Results for the human sensory systems which are most relevant to driver modelling are summarised in Table 3. Transfer functions are presented which have either been found from models of the sensory dynamics and measurements of brain activity or inferred from sensory threshold measurements. Using the transfer functions found from sensory threshold data may give more accurate results near the limits of perception; however, they may not capture all of the dynamic behaviour of the sensory system.

Noise magnitudes have been inferred from sensory threshold measurements using the signal-in-noise model of Soyka et al. (2011, 2012). These were found from passive threshold measurements taken for one sensory stimulus at a time; however, thresholds have been found to increase in active conditions and in the presence of other sensory stimuli by factors between 1.5 and 6 (Hosman and Van Der Vaart 1978; Samji and Reid 1992; Zaichik et al. 1999; Rodchenko et al. 2000; Groen and Bles 2004; Valente Pais et al. 2012). This means that the noise values shown in Table 3 should be considered as lower bounds.

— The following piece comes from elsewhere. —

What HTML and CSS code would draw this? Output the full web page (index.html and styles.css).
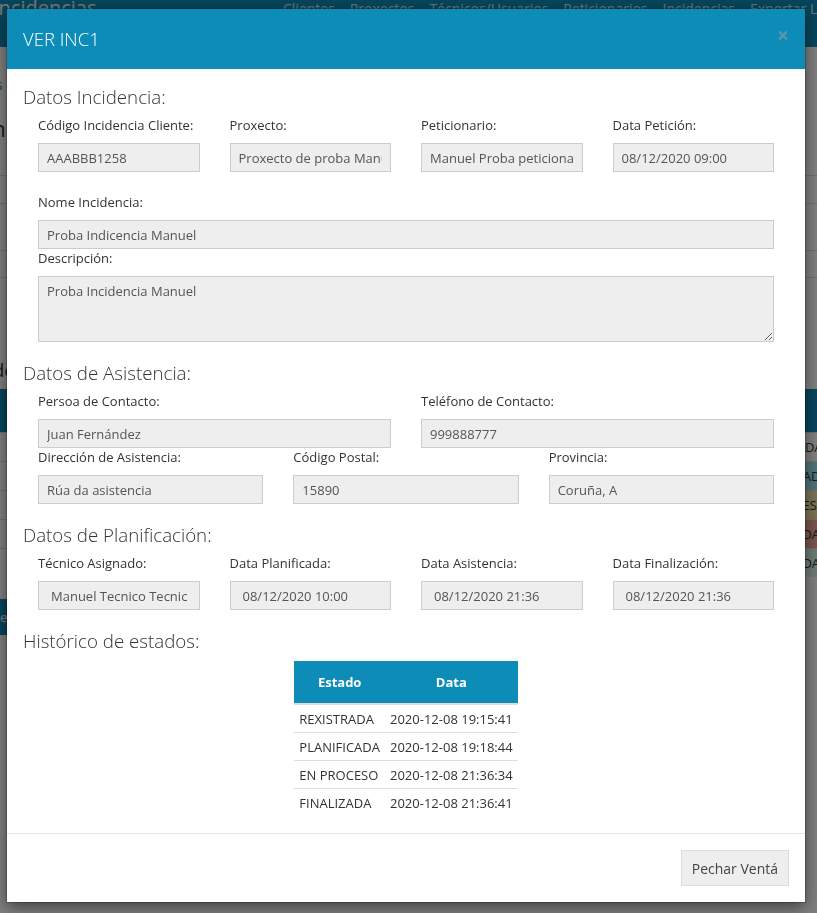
FILE: index.html
```html
<!DOCTYPE html>
<html lang="gl">
<head>
<meta charset="utf-8">
<title>VER INC1</title>
<link rel="stylesheet" href="styles.css">
</head>
<body>
<div class="page">
  <nav class="navbar">
    <span class="brand">Incidencias</span>
    <ul class="nav">
      <li>Clientes</li>
      <li>Proxectos</li>
      <li>Técnicos/Usuarios</li>
      <li>Peticionarios</li>
      <li>Incidencias</li>
      <li>Exportar Listado</li>
    </ul>
  </nav>
  <div class="content">
    <div class="crumb">Incidencias</div>
    <h1 class="page-title">Xestión</h1>
    <div class="filters">
      <div class="filter-row r1">Filtros</div>
      <div class="filter-row r2">Cliente</div>
      <div class="filter-row r3">Estado</div>
    </div>
    <div class="caption">Listaxe de incidencias</div>
    <table class="list">
      <thead>
        <tr><th class="c1">Código</th><th>Nome</th><th>Cliente</th><th>Proxecto</th><th>Data</th><th class="cst">Estado</th></tr>
      </thead>
      <tbody>
        <tr><td>INC1</td><td>Proba</td><td>Cliente</td><td>Proxecto</td><td>08/12/2020</td><td class="st">REXISTRADA</td></tr>
        <tr><td>INC2</td><td>Proba</td><td>Cliente</td><td>Proxecto</td><td>08/12/2020</td><td class="st st-info">PLANIFICADA</td></tr>
        <tr><td>INC3</td><td>Proba</td><td>Cliente</td><td>Proxecto</td><td>08/12/2020</td><td class="st st-warn">EN PROCESO</td></tr>
        <tr><td>INC4</td><td>Proba</td><td>Cliente</td><td>Proxecto</td><td>08/12/2020</td><td class="st st-danger">FINALIZADA</td></tr>
        <tr><td>INC5</td><td>Proba</td><td>Cliente</td><td>Proxecto</td><td>08/12/2020</td><td class="st st-ok">FINALIZADA</td></tr>
      </tbody>
    </table>
    <div class="new-btn">Nova incidencia</div>
  </div>
</div>

<div class="backdrop"></div>

<div class="modal">
  <div class="modal-dialog">
    <div class="modal-header">
      <h4 class="modal-title">VER INC1</h4>
      <span class="close">×</span>
    </div>
    <div class="modal-body">
      <h4 class="section first">Datos Incidencia:</h4>
      <div class="row cols-4 gap-after">
        <div class="field"><label>Código Incidencia Cliente:</label><input class="ctl" readonly value="AAABBB1258"></div>
        <div class="field"><label>Proxecto:</label><input class="ctl" readonly value="Proxecto de proba Manuel"></div>
        <div class="field"><label>Peticionario:</label><input class="ctl" readonly value="Manuel Proba peticionario"></div>
        <div class="field"><label>Data Petición:</label><input class="ctl" readonly value="08/12/2020 09:00"></div>
      </div>
      <div class="row cols-1">
        <div class="field"><label>Nome Incidencia:</label><input class="ctl" readonly value="Proba Indicencia Manuel"></div>
      </div>
      <div class="row cols-1">
        <div class="field"><label>Descripción:</label><textarea class="ctl area" readonly>Proba Incidencia Manuel</textarea></div>
      </div>

      <h4 class="section">Datos de Asistencia:</h4>
      <div class="row cols-2">
        <div class="field"><label>Persoa de Contacto:</label><input class="ctl" readonly value="Juan Fernández"></div>
        <div class="field"><label>Teléfono de Contacto:</label><input class="ctl" readonly value="999888777"></div>
      </div>
      <div class="row cols-3">
        <div class="field"><label>Dirección de Asistencia:</label><input class="ctl" readonly value="Rúa da asistencia"></div>
        <div class="field"><label>Código Postal:</label><input class="ctl" readonly value="15890"></div>
        <div class="field"><label>Provincia:</label><input class="ctl" readonly value="Coruña, A"></div>
      </div>

      <h4 class="section">Datos de Planificación:</h4>
      <div class="row cols-4">
        <div class="field"><label>Técnico Asignado:</label><input class="ctl pad-l" readonly value="Manuel Tecnico Tecnico"></div>
        <div class="field"><label>Data Planificada:</label><input class="ctl pad-l" readonly value="08/12/2020 10:00"></div>
        <div class="field"><label>Data Asistencia:</label><input class="ctl pad-l" readonly value="08/12/2020 21:36"></div>
        <div class="field"><label>Data Finalización:</label><input class="ctl pad-l" readonly value="08/12/2020 21:36"></div>
      </div>

      <h4 class="section">Histórico de estados:</h4>
      <table class="history">
        <thead>
          <tr><th>Estado</th><th>Data</th></tr>
        </thead>
        <tbody>
          <tr><td>REXISTRADA</td><td>2020-12-08 19:15:41</td></tr>
          <tr><td>PLANIFICADA</td><td>2020-12-08 19:18:44</td></tr>
          <tr><td>EN PROCESO</td><td>2020-12-08 21:36:34</td></tr>
          <tr><td>FINALIZADA</td><td>2020-12-08 21:36:41</td></tr>
        </tbody>
      </table>
    </div>
    <div class="modal-footer">
      <button class="btn" type="button">Pechar Ventá</button>
    </div>
  </div>
</div>
</body>
</html>
```
FILE: styles.css
```css
* { box-sizing: border-box; }

html, body {
  margin: 0;
  height: 100%;
}

body {
  font-family: "Open Sans", "Liberation Sans", sans-serif;
  font-size: 13px;
  color: #333;
  background: #fff;
  overflow: hidden;
}

/* ---------- background page ---------- */
.page { width: 817px; }

.navbar {
  height: 47px;
  background: #0d8bb8;
  display: flex;
  align-items: flex-start;
  overflow: hidden;
  white-space: nowrap;
}

.brand {
  flex: none;
  width: 290px;
  margin: -2px 0 0 -7px;
  font-size: 20px;
  line-height: 20px;
  color: #f0f0f0;
}

.nav {
  list-style: none;
  margin: 0;
  padding: 2px 0 0;
  display: flex;
  gap: 15px;
  font-size: 14px;
  line-height: 14px;
  color: #d8e8ee;
}

.content {
  margin-left: -70px;
  width: 957px;
}

.crumb {
  margin-top: 28px;
  font-size: 14px;
  line-height: 20px;
  color: #337ab7;
}

.page-title {
  margin: 18px 0 0;
  font-size: 22px;
  font-weight: 400;
  line-height: 30px;
  color: #333;
}

.filters { margin-top: 32px; }

.filter-row {
  border-top: 1px solid #ddd;
  padding-left: 70px;
  color: #fff;
}
.filter-row.r1 { height: 28px; }
.filter-row.r2 { height: 47px; }
.filter-row.r3 { height: 28px; border-bottom: 1px solid #ddd; }

.caption {
  margin-top: 81px;
  font-size: 18px;
  line-height: 22px;
  color: #333;
}

.list {
  margin-top: 8px;
  width: 957px;
  border-collapse: collapse;
}

.list th {
  height: 43px;
  background: #0d8bb8;
  color: #fff;
  text-align: left;
  padding: 0 8px;
}

.list th.c1 { width: 90px; }
.list th.cst { width: 144px; }

.list td {
  height: 29px;
  padding: 0 5px;
  border-top: 1px solid #ddd;
  white-space: nowrap;
}

.st-info { background: #9ee6f3; }
.st-warn { background: #f7e6aa; }
.st-danger { background: #f2aaa0; }
.st-ok { background: #dcf6ea; }

.new-btn {
  margin-top: 22px;
  width: 110px;
  height: 36px;
  line-height: 36px;
  background: #0d8bb8;
  color: #fff;
  text-align: right;
  padding-right: 8px;
}

/* ---------- modal ---------- */
.backdrop {
  position: fixed;
  inset: 0;
  background: rgba(0, 0, 0, 0.5);
}

.modal {
  position: fixed;
  inset: 0;
  padding: 9px 0 0 7px;
}

.modal-dialog {
  width: 798px;
  background: #fff;
  box-shadow: 0 0 0 1px rgba(0, 0, 0, 0.2), 0 5px 15px rgba(0, 0, 0, 0.5);
}

.modal-header {
  height: 60px;
  background: #0e8cb8;
  padding: 0 16px;
  display: flex;
  align-items: center;
  justify-content: space-between;
}

.modal-title {
  margin: 0;
  font-size: 18.5px;
  font-weight: 300;
  line-height: 20px;
  color: #fff;
}

.close {
  margin-top: -8px;
  font-size: 21px;
  font-weight: 700;
  line-height: 21px;
  color: #5b95aa;
}

.modal-body {
  padding: 18px 16px 17px;
}

.section {
  margin: 21px 0 9px;
  font-size: 18.7px;
  font-weight: 300;
  line-height: 20px;
  color: #333;
}

.section.first { margin-top: 0; }

.row {
  display: grid;
  column-gap: 30px;
  padding: 0 15px;
}

.cols-1 { grid-template-columns: 1fr; }
.cols-2 { grid-template-columns: repeat(2, 1fr); }
.cols-3 { grid-template-columns: repeat(3, 1fr); }
.cols-4 { grid-template-columns: repeat(4, 1fr); }

.gap-after { margin-bottom: 21px; }

.field { min-width: 0; }

.field label {
  display: block;
  font-size: 13px;
  line-height: 18px;
  margin-bottom: 9px;
  color: #333;
}

.ctl {
  display: block;
  width: 100%;
  height: 29px;
  margin: 0;
  padding: 0 8px;
  border: 1px solid #ccc;
  border-radius: 0;
  background: #eee;
  color: #555;
  font-family: "Open Sans", "Liberation Sans", sans-serif;
  font-size: 13px;
  outline: none;
}

.ctl.pad-l { padding: 0 12px; }

.ctl.area {
  height: 66px;
  padding: 5px 8px;
  line-height: 18px;
  resize: vertical;
}

.history {
  margin: 10px auto 0;
  border-collapse: collapse;
  font-size: 13px;
}

.history th {
  background: #0e8cb8;
  color: #fff;
  font-weight: 700;
  line-height: 18px;
  padding: 12px 5px;
  text-align: center;
  border-bottom: 2px solid #ddd;
}

.history td {
  padding: 4.5px 5px;
  line-height: 18px;
  border-top: 1px solid #ddd;
  white-space: nowrap;
  color: #333;
}

.history tbody tr:first-child td { border-top: 0; }

.modal-footer {
  border-top: 1px solid #e5e5e5;
  padding: 16px;
  display: flex;
  justify-content: flex-end;
}

.btn {
  height: 36px;
  padding: 0 10px;
  border: 1px solid #ddd;
  border-radius: 0;
  background: #eee;
  color: #444;
  font-family: "Open Sans", "Liberation Sans", sans-serif;
  font-size: 14px;
}
```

Most sensory systems have been found to approximate Weber’s law, with JNDs increasing with stimulus amplitude; therefore, Weber fractions have been included in Table 3. This increase in sensory noise with stimulus amplitude can be modelled by including signal dependent as well as additive noise (Todorov 2005; Bigler 2013).

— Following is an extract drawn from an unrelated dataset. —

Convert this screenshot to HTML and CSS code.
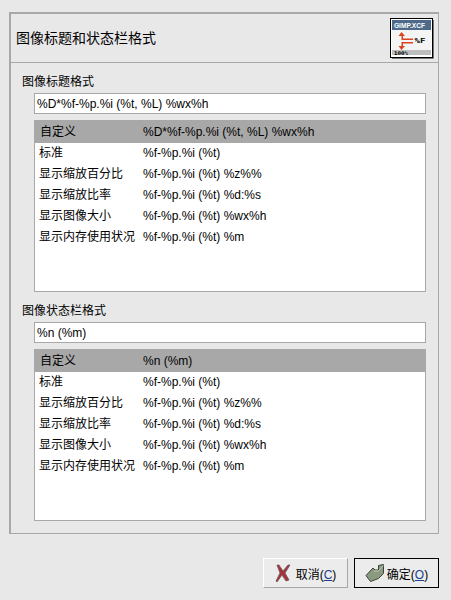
FILE: index.html
```html
<!DOCTYPE html>
<html lang="zh-CN">
<head>
    <meta charset="UTF-8">
    <title>图像标题和状态栏格式</title>
    <link rel="stylesheet" href="styles.css">
</head>
<body>

<div class="dialog">
    <div class="panel">
        <div class="panel-head">
            <span class="panel-title">图像标题和状态栏格式</span>
            <svg class="head-icon" width="45" height="41" viewBox="0 0 45 41">
                <rect x="0.5" y="0.5" width="42" height="39" fill="#fff" stroke="#000"/>
                <path d="M43.500 2v38.500H2" fill="none" stroke="#777"/>
                <rect x="2" y="2" width="39" height="10" fill="#4d6a8a"/>
                <text x="4" y="10" class="icon-top" textLength="31" lengthAdjust="spacingAndGlyphs">GIMP.XCF</text>
                <rect x="2" y="12" width="39" height="20" fill="#f4f4f4"/>
                <rect x="2" y="32" width="39" height="5" fill="#bdbdbd"/>
                <text x="4" y="37" class="icon-bottom" textLength="14" lengthAdjust="spacingAndGlyphs">100%</text>
                <path d="M11.500 14l3.500 4h-2v2.500h10v1.500h-11.500v-4h-3z" fill="#d9431e"/>
                <path d="M11.500 32l3.500-4h-2v-2.500h10v-1.500h-11.500v4h-3z" fill="#d9431e"/>
                <text x="24.500" y="25" class="icon-fmt" textLength="11" lengthAdjust="spacingAndGlyphs">%F</text>
            </svg>
        </div>
        <div class="panel-body">
            <section class="format-group">
                <div class="group-label">图像标题格式</div>
                <div class="group-inner">
                    <div class="text-entry">%D*%f-%p.%i (%t, %L) %wx%h</div>
                    <div class="format-list">
                        <div class="format-row selected"><span class="row-name">自定义</span><span>%D*%f-%p.%i (%t, %L) %wx%h</span></div>
                        <div class="format-row"><span class="row-name">标准</span><span>%f-%p.%i (%t)</span></div>
                        <div class="format-row"><span class="row-name">显示缩放百分比</span><span>%f-%p.%i (%t) %z%%</span></div>
                        <div class="format-row"><span class="row-name">显示缩放比率</span><span>%f-%p.%i (%t) %d:%s</span></div>
                        <div class="format-row"><span class="row-name">显示图像大小</span><span>%f-%p.%i (%t) %wx%h</span></div>
                        <div class="format-row"><span class="row-name">显示内存使用状况</span><span>%f-%p.%i (%t) %m</span></div>
                    </div>
                </div>
            </section>
            <section class="format-group">
                <div class="group-label">图像状态栏格式</div>
                <div class="group-inner">
                    <div class="text-entry">%n (%m)</div>
                    <div class="format-list">
                        <div class="format-row selected"><span class="row-name">自定义</span><span>%n (%m)</span></div>
                        <div class="format-row"><span class="row-name">标准</span><span>%f-%p.%i (%t)</span></div>
                        <div class="format-row"><span class="row-name">显示缩放百分比</span><span>%f-%p.%i (%t) %z%%</span></div>
                        <div class="format-row"><span class="row-name">显示缩放比率</span><span>%f-%p.%i (%t) %d:%s</span></div>
                        <div class="format-row"><span class="row-name">显示图像大小</span><span>%f-%p.%i (%t) %wx%h</span></div>
                        <div class="format-row"><span class="row-name">显示内存使用状况</span><span>%f-%p.%i (%t) %m</span></div>
                    </div>
                </div>
            </section>
        </div>
    </div>

    <div class="actions">
        <button class="btn" type="button">
            <svg width="16" height="18" viewBox="0 0 16 18">
                <path d="M2 1l2 0 4 6 5-6 2 0-5 8 4 7-3 1-4-6-5 7-1-1 4-8z" fill="#a8323c" stroke="#6b5a5c" stroke-width="0.800"/>
            </svg>
            <span>取消(<u>C</u>)</span>
        </button>
        <button class="btn default" type="button">
            <svg width="20" height="19" viewBox="0 0 20 19">
                <path d="M1 11.500l7-7.500 2 2h3.500v-4.500l5-1v9l-5 5-8 3z" fill="#8a9a7e" stroke="#3e4438" stroke-width="1"/>
                <path d="M9 7h4.500l5-5.500" fill="none" stroke="#c4ccbc" stroke-width="1"/>
            </svg>
            <span>确定(<u>O</u>)</span>
        </button>
    </div>
</div>

</body>
</html>
```

FILE: styles.css
```css
html, body {
    margin: 0;
    height: 100%;
}
body {
    background-color: #e8e8e8;
    color: #000;
    font-family: "Liberation Sans", "Noto Sans CJK SC", sans-serif;
    font-size: 12px;
}
.dialog {
    height: 600px;
    padding: 12px 12px 0 9px;
    box-sizing: border-box;
}
.panel {
    border: 1px solid #a8a8a8;
    border-top-width: 2px;
    border-left-width: 2px;
    height: 522px;
    box-sizing: border-box;
}
.panel-head {
    display: flex;
    justify-content: space-between;
    align-items: center;
    height: 48px;
    padding: 0 3px 0 5px;
    border-bottom: 1px solid #a8a8a8;
    box-sizing: content-box;
}
.panel-title {
    font-size: 14px;
    margin-bottom: 2px;
}
.head-icon {
    display: block;
}
.icon-top {
    font: bold 7px "Liberation Sans", sans-serif;
    fill: #fff;
}
.icon-bottom {
    font: bold 5px "DejaVu Sans Mono", monospace;
    fill: #000;
}
.icon-fmt {
    font: bold 7px "DejaVu Sans Mono", monospace;
    fill: #000;
}
.panel-body {
    padding: 10px 12px 0 11px;
}
.format-group {
    margin-bottom: 10px;
}
.group-label {
    font-size: 12px;
    line-height: 18px;
    margin-bottom: 2px;
}
.group-inner {
    padding-left: 12px;
}
.text-entry {
    height: 21px;
    line-height: 21px;
    border: 1px solid #a8a8a8;
    background-color: #fff;
    padding-left: 2px;
    box-sizing: border-box;
    margin-bottom: 6px;
}
.format-list {
    height: 172px;
    border: 1px solid #a8a8a8;
    background-color: #fff;
    box-sizing: border-box;
}
.format-row {
    display: flex;
    height: 21px;
    line-height: 21px;
    padding-left: 4px;
}
.format-row.selected {
    background-color: #a8a8a8;
    height: 22px;
    line-height: 22px;
    padding-left: 5px;
}
.row-name {
    width: 104px;
    flex-shrink: 0;
}
.format-row.selected .row-name {
    width: 103px;
}
.actions {
    display: flex;
    justify-content: flex-end;
    gap: 6px;
    margin-top: 24px;
}
.btn {
    display: flex;
    align-items: center;
    justify-content: center;
    gap: 5px;
    width: 85px;
    height: 30px;
    padding: 0;
    background-color: #ececec;
    border: 1px solid;
    border-color: #fff #a8a8a8 #a8a8a8 #fff;
    font: inherit;
    color: #000;
}
.btn.default {
    border: 1px solid #000;
    box-sizing: border-box;
    gap: 2px;
}
.btn u {
    color: #1a3d8c;
}
```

Estimates of sensor delays are also given in Table 3 for each system, comprising of all components of the time delay between stimulus application and physical response. However, there is still some uncertainty about the precise values, as it is thought that delays in neural processing may be dependent on the exact nature of the stimuli and the task being carried out. It is unclear whether delays increase or decrease during active conditions; however, they have been found to increase with additional stimuli in multimodal conditions.

For many types of stimuli, coherent sensory information has been found to be integrated in a statistically optimal fashion (Ernst and Banks 2002; Oruç et al. 2003; Butler et al. 2010, 2011; Seilheimer et al. 2014; Gu et al. 2008; Prsa et al. 2012; Drugowitsch et al. 2014). Humans build up internal models of themselves and their surroundings (Wolpert and Ghahramani 2000) and a Kalman filter can be used to model optimal sensory integration using internal models (Kalman 1960; Grewal and Andrews 2001; Borah et al. 1988; Zupan et al. 2002; Young 2011; Onur 2014). For incoherent sensory information, when conflicting information is presented to the different sensory channels, sensory integration is less well understood. A variety of different models have been proposed; however, no overwhelming evidence has been found in favour of any of them. Consideration of how humans integrate incoherent or biased sensory measurements may be important when studying drivers in virtual environments; however, in normal driving the senses should be in agreement.

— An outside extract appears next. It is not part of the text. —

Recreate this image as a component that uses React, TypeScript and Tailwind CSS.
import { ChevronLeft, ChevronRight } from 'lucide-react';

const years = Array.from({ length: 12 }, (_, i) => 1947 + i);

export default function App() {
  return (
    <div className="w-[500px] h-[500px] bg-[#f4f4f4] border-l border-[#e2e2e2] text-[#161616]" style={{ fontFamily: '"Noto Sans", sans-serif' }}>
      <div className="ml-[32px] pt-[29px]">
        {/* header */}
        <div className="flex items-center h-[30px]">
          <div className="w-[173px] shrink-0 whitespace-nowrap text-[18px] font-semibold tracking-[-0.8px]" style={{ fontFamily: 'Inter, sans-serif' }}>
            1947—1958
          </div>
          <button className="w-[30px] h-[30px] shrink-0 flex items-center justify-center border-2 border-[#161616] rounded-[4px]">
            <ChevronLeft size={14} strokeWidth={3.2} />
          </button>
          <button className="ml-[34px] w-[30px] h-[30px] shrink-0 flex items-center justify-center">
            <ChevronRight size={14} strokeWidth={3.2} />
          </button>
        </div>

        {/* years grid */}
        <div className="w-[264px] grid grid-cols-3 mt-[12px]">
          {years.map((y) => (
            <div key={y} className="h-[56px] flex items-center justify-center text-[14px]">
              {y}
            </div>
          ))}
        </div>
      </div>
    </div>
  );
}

Since sensory parameters have been found to change under active or multimodal conditions, it may not be appropriate to apply the results shown in Table 3 directly to a driver model. It is very difficult to measure sensory parameters directly during realistic driving conditions. However, by developing a model of driver control behaviour incorporating sensory dynamics, parametric identification methods could be used to gain some insight into the performance of sensory systems while driving. Parametric identification procedures have been described by Ljung (1999) and Zaal et al. (2009b) and applied to driver models by Keen and Cole (2012) and Odhams and Cole (2014). A number of studies have been carried out at Delft University of Technology to identify pilot control strategies under different conditions (Pool et al. 2008; Zaal et al. 2013, 2009c, 2010, 2009a, 2012; Nieuwenhuizen et al. 2013; Ellerbroek et al. 2008; Drop et al. 2013). Since the pilot control task is similar to a driver steering control task, the results of Zaal et al. (2009c) have been used to validate an initial concept for a driver model incorporating sensory dynamics (Nash and Cole 2015).

It is hoped that the information presented in this literature review will inform and motivate future researchers to consider the influence of sensory dynamics in driving tasks. The differences highlighted here between active and passive measurements mean that we do not advocate direct incorporation of results from the sensory perception literature into driver models. Rather, identification methods used in recent aerospace studies seem to show more promise, and there is clear scope for applying similar techniques to studying drivers. The danger in such an approach is that identification of a large number of sensory parameters may become infeasible. Therefore, care must be taken to increase the complexity of sensory models slowly and use carefully designed experiments to isolate different features of sensory perception during driving. This review should serve as a guide for potential areas of investigation and a reference to compare with new results.

7 Conclusion

The results summarised in this literature review give an insight into various different sensory systems, and how they can be used to model driver control behaviour. Sensory transfer functions have been studied extensively, and there is little disagreement between different studies. Sensory integration is reasonably well understood under normal conditions; however, there is little agreement on how humans cope with conflicting sensory information. Studies have shown that sensory thresholds increase under active and multimodal conditions, but further research is necessary to determine how and why this happens. Time delays also increase during multimodal conditions; however, it is not clear whether they vary during active control tasks. There is a great deal of scope for improvement in the available knowledge on human sensory perception during active control tasks, so future research should focus in this area. It is hoped that the information in this review will prove useful in developing more sophisticated driver steering and speed control models which take account of the driver’s sensory dynamics.